Dataset section ▸

begin

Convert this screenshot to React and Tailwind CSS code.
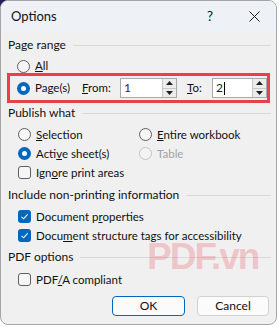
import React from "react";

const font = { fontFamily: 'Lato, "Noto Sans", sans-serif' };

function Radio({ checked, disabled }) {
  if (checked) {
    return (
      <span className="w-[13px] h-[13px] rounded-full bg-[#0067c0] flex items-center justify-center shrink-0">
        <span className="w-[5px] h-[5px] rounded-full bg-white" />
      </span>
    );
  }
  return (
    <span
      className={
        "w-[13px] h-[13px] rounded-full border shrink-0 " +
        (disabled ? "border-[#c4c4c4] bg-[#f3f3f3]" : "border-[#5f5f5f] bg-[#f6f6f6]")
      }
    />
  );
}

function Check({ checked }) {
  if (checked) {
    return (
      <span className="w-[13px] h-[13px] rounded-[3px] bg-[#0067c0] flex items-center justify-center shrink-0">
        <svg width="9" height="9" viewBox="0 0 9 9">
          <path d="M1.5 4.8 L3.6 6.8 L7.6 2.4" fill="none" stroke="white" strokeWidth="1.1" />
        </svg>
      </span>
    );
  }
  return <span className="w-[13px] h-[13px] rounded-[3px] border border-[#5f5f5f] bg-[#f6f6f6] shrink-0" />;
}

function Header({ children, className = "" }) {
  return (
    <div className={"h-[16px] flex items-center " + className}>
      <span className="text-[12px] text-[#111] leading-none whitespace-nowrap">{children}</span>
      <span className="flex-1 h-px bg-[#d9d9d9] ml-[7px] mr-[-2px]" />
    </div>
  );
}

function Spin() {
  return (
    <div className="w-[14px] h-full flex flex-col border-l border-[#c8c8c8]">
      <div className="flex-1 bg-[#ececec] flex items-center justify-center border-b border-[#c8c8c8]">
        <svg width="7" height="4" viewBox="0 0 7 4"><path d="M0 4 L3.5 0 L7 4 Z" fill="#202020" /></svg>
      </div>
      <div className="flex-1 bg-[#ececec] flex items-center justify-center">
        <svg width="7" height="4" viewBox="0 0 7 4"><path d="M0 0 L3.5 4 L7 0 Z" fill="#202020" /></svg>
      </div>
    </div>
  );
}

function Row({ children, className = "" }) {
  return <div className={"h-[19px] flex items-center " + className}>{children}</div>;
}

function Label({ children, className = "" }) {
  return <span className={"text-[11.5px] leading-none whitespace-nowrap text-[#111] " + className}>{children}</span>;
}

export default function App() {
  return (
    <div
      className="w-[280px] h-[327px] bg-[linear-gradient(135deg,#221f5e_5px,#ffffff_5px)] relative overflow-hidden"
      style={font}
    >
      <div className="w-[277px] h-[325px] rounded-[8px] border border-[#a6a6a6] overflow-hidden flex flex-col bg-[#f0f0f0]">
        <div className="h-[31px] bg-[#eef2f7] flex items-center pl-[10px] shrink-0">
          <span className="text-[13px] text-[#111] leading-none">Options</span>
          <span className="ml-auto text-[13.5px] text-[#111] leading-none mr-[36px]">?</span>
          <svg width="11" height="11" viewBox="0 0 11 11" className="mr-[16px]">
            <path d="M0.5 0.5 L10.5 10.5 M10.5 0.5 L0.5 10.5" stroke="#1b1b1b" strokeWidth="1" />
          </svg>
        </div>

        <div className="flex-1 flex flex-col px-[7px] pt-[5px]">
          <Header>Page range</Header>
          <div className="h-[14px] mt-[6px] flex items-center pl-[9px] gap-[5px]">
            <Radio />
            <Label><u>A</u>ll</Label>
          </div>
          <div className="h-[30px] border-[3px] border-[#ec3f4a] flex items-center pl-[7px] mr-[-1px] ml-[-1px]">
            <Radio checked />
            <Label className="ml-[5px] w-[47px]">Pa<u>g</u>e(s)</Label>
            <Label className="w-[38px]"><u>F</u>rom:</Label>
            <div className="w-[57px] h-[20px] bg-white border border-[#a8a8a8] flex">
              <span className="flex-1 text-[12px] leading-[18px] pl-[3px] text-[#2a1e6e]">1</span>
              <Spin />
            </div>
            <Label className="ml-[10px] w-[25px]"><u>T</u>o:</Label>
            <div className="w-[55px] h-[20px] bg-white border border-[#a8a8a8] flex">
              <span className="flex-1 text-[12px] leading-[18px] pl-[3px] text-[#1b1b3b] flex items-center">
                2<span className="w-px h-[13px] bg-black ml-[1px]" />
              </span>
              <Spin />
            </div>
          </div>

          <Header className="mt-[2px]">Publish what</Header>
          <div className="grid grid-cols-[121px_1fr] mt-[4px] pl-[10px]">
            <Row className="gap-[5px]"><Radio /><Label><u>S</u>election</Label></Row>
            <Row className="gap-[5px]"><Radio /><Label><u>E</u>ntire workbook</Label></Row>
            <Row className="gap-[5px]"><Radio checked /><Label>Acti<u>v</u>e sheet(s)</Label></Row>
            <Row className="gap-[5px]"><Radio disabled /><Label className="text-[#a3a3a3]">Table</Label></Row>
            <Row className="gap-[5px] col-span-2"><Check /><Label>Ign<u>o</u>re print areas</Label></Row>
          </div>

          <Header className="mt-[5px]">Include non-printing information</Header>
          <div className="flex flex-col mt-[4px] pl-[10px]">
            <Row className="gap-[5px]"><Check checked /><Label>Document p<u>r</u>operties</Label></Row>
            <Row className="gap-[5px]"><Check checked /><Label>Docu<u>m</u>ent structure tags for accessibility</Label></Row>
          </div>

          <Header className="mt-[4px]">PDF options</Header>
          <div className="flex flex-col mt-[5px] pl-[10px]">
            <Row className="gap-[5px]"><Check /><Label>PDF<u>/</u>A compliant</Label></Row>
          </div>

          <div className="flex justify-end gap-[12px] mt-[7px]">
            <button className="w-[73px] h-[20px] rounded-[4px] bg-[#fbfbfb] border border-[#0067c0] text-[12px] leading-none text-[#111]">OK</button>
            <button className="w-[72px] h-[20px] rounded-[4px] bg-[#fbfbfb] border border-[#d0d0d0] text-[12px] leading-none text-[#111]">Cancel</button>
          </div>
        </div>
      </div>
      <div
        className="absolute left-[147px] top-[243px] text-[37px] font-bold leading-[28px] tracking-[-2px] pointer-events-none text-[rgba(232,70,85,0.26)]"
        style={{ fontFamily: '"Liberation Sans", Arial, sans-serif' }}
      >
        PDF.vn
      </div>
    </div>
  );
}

end

Given instruction ▸ Reproduce all of the material above word for word. Omit the pictures.

Correct answer ▸
Convert this screenshot to React and Tailwind CSS code.
import React from "react";

const font = { fontFamily: 'Lato, "Noto Sans", sans-serif' };

function Radio({ checked, disabled }) {
  if (checked) {
    return (
      <span className="w-[13px] h-[13px] rounded-full bg-[#0067c0] flex items-center justify-center shrink-0">
        <span className="w-[5px] h-[5px] rounded-full bg-white" />
      </span>
    );
  }
  return (
    <span
      className={
        "w-[13px] h-[13px] rounded-full border shrink-0 " +
        (disabled ? "border-[#c4c4c4] bg-[#f3f3f3]" : "border-[#5f5f5f] bg-[#f6f6f6]")
      }
    />
  );
}

function Check({ checked }) {
  if (checked) {
    return (
      <span className="w-[13px] h-[13px] rounded-[3px] bg-[#0067c0] flex items-center justify-center shrink-0">
        <svg width="9" height="9" viewBox="0 0 9 9">
          <path d="M1.5 4.8 L3.6 6.8 L7.6 2.4" fill="none" stroke="white" strokeWidth="1.1" />
        </svg>
      </span>
    );
  }
  return <span className="w-[13px] h-[13px] rounded-[3px] border border-[#5f5f5f] bg-[#f6f6f6] shrink-0" />;
}

function Header({ children, className = "" }) {
  return (
    <div className={"h-[16px] flex items-center " + className}>
      <span className="text-[12px] text-[#111] leading-none whitespace-nowrap">{children}</span>
      <span className="flex-1 h-px bg-[#d9d9d9] ml-[7px] mr-[-2px]" />
    </div>
  );
}

function Spin() {
  return (
    <div className="w-[14px] h-full flex flex-col border-l border-[#c8c8c8]">
      <div className="flex-1 bg-[#ececec] flex items-center justify-center border-b border-[#c8c8c8]">
        <svg width="7" height="4" viewBox="0 0 7 4"><path d="M0 4 L3.5 0 L7 4 Z" fill="#202020" /></svg>
      </div>
      <div className="flex-1 bg-[#ececec] flex items-center justify-center">
        <svg width="7" height="4" viewBox="0 0 7 4"><path d="M0 0 L3.5 4 L7 0 Z" fill="#202020" /></svg>
      </div>
    </div>
  );
}

function Row({ children, className = "" }) {
  return <div className={"h-[19px] flex items-center " + className}>{children}</div>;
}

function Label({ children, className = "" }) {
  return <span className={"text-[11.5px] leading-none whitespace-nowrap text-[#111] " + className}>{children}</span>;
}

export default function App() {
  return (
    <div
      className="w-[280px] h-[327px] bg-[linear-gradient(135deg,#221f5e_5px,#ffffff_5px)] relative overflow-hidden"
      style={font}
    >
      <div className="w-[277px] h-[325px] rounded-[8px] border border-[#a6a6a6] overflow-hidden flex flex-col bg-[#f0f0f0]">
        <div className="h-[31px] bg-[#eef2f7] flex items-center pl-[10px] shrink-0">
          <span className="text-[13px] text-[#111] leading-none">Options</span>
          <span className="ml-auto text-[13.5px] text-[#111] leading-none mr-[36px]">?</span>
          <svg width="11" height="11" viewBox="0 0 11 11" className="mr-[16px]">
            <path d="M0.5 0.5 L10.5 10.5 M10.5 0.5 L0.5 10.5" stroke="#1b1b1b" strokeWidth="1" />
          </svg>
        </div>

        <div className="flex-1 flex flex-col px-[7px] pt-[5px]">
          <Header>Page range</Header>
          <div className="h-[14px] mt-[6px] flex items-center pl-[9px] gap-[5px]">
            <Radio />
            <Label><u>A</u>ll</Label>
          </div>
          <div className="h-[30px] border-[3px] border-[#ec3f4a] flex items-center pl-[7px] mr-[-1px] ml-[-1px]">
            <Radio checked />
            <Label className="ml-[5px] w-[47px]">Pa<u>g</u>e(s)</Label>
            <Label className="w-[38px]"><u>F</u>rom:</Label>
            <div className="w-[57px] h-[20px] bg-white border border-[#a8a8a8] flex">
              <span className="flex-1 text-[12px] leading-[18px] pl-[3px] text-[#2a1e6e]">1</span>
              <Spin />
            </div>
            <Label className="ml-[10px] w-[25px]"><u>T</u>o:</Label>
            <div className="w-[55px] h-[20px] bg-white border border-[#a8a8a8] flex">
              <span className="flex-1 text-[12px] leading-[18px] pl-[3px] text-[#1b1b3b] flex items-center">
                2<span className="w-px h-[13px] bg-black ml-[1px]" />
              </span>
              <Spin />
            </div>
          </div>

          <Header className="mt-[2px]">Publish what</Header>
          <div className="grid grid-cols-[121px_1fr] mt-[4px] pl-[10px]">
            <Row className="gap-[5px]"><Radio /><Label><u>S</u>election</Label></Row>
            <Row className="gap-[5px]"><Radio /><Label><u>E</u>ntire workbook</Label></Row>
            <Row className="gap-[5px]"><Radio checked /><Label>Acti<u>v</u>e sheet(s)</Label></Row>
            <Row className="gap-[5px]"><Radio disabled /><Label className="text-[#a3a3a3]">Table</Label></Row>
            <Row className="gap-[5px] col-span-2"><Check /><Label>Ign<u>o</u>re print areas</Label></Row>
          </div>

          <Header className="mt-[5px]">Include non-printing information</Header>
          <div className="flex flex-col mt-[4px] pl-[10px]">
            <Row className="gap-[5px]"><Check checked /><Label>Document p<u>r</u>operties</Label></Row>
            <Row className="gap-[5px]"><Check checked /><Label>Docu<u>m</u>ent structure tags for accessibility</Label></Row>
          </div>

          <Header className="mt-[4px]">PDF options</Header>
          <div className="flex flex-col mt-[5px] pl-[10px]">
            <Row className="gap-[5px]"><Check /><Label>PDF<u>/</u>A compliant</Label></Row>
          </div>

          <div className="flex justify-end gap-[12px] mt-[7px]">
            <button className="w-[73px] h-[20px] rounded-[4px] bg-[#fbfbfb] border border-[#0067c0] text-[12px] leading-none text-[#111]">OK</button>
            <button className="w-[72px] h-[20px] rounded-[4px] bg-[#fbfbfb] border border-[#d0d0d0] text-[12px] leading-none text-[#111]">Cancel</button>
          </div>
        </div>
      </div>
      <div
        className="absolute left-[147px] top-[243px] text-[37px] font-bold leading-[28px] tracking-[-2px] pointer-events-none text-[rgba(232,70,85,0.26)]"
        style={{ fontFamily: '"Liberation Sans", Arial, sans-serif' }}
      >
        PDF.vn
      </div>
    </div>
  );
}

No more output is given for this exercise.